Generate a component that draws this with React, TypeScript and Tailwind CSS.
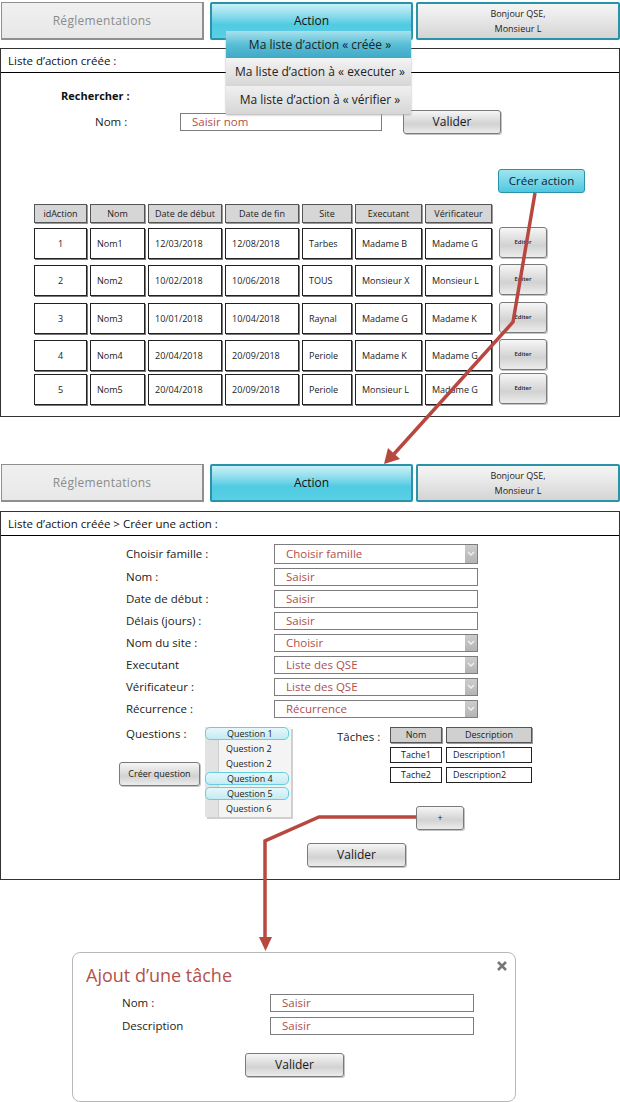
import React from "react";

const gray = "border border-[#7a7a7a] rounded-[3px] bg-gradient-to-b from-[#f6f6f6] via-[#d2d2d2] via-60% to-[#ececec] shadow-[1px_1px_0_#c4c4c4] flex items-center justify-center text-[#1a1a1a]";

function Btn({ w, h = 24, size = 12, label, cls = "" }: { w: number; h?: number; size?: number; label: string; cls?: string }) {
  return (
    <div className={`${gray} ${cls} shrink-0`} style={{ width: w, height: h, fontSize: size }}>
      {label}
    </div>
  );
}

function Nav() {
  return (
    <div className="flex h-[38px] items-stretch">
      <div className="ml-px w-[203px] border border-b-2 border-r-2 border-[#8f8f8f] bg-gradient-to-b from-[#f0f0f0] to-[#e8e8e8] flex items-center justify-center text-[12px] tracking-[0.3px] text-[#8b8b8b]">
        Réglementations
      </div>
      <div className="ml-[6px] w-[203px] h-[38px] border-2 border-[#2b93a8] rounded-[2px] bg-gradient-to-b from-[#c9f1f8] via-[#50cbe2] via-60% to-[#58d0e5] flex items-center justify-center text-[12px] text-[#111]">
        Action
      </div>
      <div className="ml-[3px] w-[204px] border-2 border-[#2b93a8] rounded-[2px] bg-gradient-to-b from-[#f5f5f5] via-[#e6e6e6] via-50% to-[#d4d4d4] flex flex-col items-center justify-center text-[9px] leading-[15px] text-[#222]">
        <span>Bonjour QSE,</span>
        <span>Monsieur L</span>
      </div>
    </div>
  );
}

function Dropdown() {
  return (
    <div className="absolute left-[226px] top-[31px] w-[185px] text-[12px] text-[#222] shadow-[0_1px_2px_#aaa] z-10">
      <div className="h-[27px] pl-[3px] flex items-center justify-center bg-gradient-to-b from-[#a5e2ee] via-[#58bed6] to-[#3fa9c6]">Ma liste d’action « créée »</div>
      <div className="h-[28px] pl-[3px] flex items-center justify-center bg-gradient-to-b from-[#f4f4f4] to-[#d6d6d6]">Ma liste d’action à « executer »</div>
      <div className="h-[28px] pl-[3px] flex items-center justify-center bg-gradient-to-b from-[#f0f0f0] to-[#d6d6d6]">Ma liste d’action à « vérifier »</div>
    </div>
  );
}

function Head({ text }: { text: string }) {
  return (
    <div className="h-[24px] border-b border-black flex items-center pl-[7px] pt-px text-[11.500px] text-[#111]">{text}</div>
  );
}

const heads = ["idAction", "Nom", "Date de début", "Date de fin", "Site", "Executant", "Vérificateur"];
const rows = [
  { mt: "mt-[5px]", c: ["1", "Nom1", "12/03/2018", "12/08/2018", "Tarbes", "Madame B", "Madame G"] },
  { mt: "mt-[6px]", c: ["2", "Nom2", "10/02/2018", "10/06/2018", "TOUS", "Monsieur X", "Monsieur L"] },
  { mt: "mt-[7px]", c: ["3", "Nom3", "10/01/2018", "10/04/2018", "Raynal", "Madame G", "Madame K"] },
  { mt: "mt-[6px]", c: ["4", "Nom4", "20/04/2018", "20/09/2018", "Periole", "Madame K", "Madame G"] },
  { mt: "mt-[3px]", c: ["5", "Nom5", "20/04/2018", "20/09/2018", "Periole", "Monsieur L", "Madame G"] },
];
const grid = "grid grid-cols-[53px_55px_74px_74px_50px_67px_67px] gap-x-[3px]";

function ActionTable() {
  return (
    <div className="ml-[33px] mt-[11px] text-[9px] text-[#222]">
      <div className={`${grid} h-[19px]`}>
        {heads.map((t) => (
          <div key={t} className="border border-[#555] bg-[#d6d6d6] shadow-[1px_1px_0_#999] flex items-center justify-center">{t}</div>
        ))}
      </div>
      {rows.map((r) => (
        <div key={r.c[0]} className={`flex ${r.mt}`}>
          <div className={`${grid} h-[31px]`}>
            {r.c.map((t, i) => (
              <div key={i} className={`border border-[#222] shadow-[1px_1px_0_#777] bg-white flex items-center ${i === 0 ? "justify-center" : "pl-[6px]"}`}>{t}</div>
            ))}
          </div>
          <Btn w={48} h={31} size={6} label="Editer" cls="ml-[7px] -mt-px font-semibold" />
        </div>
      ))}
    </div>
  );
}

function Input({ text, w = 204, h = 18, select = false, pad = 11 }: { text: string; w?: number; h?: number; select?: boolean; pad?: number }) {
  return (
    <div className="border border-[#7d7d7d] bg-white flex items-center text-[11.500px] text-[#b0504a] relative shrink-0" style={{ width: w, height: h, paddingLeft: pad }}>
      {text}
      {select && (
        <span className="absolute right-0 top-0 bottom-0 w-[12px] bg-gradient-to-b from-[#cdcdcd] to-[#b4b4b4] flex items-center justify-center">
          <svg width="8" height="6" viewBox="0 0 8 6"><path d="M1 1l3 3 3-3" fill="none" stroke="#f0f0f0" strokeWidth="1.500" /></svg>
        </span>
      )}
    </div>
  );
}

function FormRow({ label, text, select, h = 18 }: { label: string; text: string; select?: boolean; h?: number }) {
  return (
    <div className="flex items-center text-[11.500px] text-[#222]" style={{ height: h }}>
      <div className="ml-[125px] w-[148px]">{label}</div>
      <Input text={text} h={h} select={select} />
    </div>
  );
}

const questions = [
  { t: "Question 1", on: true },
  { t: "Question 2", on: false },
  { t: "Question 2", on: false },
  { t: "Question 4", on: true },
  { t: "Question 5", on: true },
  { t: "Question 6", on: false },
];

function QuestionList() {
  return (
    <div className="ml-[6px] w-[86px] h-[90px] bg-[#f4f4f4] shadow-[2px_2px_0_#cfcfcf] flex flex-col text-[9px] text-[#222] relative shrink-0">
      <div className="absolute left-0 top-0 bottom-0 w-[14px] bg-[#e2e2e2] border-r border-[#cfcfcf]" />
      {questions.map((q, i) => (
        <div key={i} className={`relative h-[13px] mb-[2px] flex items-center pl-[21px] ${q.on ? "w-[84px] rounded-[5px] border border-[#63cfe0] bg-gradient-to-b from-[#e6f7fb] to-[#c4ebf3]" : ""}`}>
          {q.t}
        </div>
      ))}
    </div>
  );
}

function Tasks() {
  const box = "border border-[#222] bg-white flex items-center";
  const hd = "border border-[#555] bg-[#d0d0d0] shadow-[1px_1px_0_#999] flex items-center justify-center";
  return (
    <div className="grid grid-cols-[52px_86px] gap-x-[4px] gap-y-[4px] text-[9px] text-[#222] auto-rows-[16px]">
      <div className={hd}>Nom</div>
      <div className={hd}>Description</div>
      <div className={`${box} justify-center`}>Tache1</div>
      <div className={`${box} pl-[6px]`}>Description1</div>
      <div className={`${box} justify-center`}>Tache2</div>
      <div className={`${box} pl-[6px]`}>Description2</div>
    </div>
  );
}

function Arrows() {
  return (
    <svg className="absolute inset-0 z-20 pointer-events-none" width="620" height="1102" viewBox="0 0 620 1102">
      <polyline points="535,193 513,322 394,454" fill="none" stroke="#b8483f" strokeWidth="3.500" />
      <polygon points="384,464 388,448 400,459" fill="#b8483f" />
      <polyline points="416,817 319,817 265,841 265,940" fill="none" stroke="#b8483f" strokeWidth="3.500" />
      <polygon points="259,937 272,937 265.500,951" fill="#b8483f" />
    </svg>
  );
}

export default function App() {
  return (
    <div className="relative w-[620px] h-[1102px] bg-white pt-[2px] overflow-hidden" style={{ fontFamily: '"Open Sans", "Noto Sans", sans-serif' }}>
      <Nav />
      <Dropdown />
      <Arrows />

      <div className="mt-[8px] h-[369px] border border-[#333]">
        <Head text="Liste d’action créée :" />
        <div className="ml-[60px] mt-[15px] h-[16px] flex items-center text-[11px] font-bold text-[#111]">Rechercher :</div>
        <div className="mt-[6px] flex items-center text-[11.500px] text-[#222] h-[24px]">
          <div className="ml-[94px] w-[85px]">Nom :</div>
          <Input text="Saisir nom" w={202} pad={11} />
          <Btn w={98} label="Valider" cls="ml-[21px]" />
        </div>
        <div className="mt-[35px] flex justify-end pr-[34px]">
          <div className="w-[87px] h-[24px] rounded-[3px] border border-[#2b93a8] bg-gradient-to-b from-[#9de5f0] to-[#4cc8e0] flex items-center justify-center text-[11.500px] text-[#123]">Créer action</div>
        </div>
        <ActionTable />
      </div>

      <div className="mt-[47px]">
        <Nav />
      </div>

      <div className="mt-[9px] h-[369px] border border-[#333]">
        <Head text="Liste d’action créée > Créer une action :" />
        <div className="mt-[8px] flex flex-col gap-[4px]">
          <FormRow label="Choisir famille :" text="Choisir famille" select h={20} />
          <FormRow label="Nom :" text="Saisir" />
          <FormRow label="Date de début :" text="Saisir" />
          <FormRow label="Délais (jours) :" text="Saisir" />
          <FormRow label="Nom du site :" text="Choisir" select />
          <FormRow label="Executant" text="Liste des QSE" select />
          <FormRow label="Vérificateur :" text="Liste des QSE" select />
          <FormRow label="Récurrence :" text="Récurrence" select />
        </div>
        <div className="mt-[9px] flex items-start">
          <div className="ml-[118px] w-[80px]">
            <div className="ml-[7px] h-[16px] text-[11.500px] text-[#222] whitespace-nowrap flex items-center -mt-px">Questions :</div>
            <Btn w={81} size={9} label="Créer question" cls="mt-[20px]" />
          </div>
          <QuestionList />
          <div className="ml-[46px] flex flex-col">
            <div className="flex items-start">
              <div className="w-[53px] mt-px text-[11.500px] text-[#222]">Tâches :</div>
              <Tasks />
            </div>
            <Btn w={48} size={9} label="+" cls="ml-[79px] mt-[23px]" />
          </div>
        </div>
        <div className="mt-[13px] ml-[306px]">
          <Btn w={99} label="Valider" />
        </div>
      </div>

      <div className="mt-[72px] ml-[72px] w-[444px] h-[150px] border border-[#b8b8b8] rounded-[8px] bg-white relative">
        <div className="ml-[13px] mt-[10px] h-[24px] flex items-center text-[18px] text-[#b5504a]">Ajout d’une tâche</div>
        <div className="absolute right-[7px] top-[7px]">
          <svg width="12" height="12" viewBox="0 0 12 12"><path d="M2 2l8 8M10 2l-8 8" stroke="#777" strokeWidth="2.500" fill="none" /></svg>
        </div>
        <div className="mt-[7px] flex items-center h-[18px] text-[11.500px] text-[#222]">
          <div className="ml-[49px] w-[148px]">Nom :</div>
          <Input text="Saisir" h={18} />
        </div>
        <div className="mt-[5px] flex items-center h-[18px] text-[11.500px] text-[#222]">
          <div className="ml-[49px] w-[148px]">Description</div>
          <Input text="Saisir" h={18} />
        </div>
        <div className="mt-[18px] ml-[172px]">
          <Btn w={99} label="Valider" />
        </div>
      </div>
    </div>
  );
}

WORK REQUIRED: Write out exactly the opening lines of the data, stopping after the line that holds "border-[#7a7a7a] rounded-[3px] bg-gradient-to-b". Exclude pictures.

SOLUTION TO THIS TASK:
Generate a component that draws this with React, TypeScript and Tailwind CSS.
import React from "react";

const gray = "border border-[#7a7a7a] rounded-[3px] bg-gradient-to-b from-[#f6f6f6] via-[#d2d2d2] via-60% to-[#ececec] shadow-[1px_1px_0_#c4c4c4] flex items-center justify-center text-[#1a1a1a]";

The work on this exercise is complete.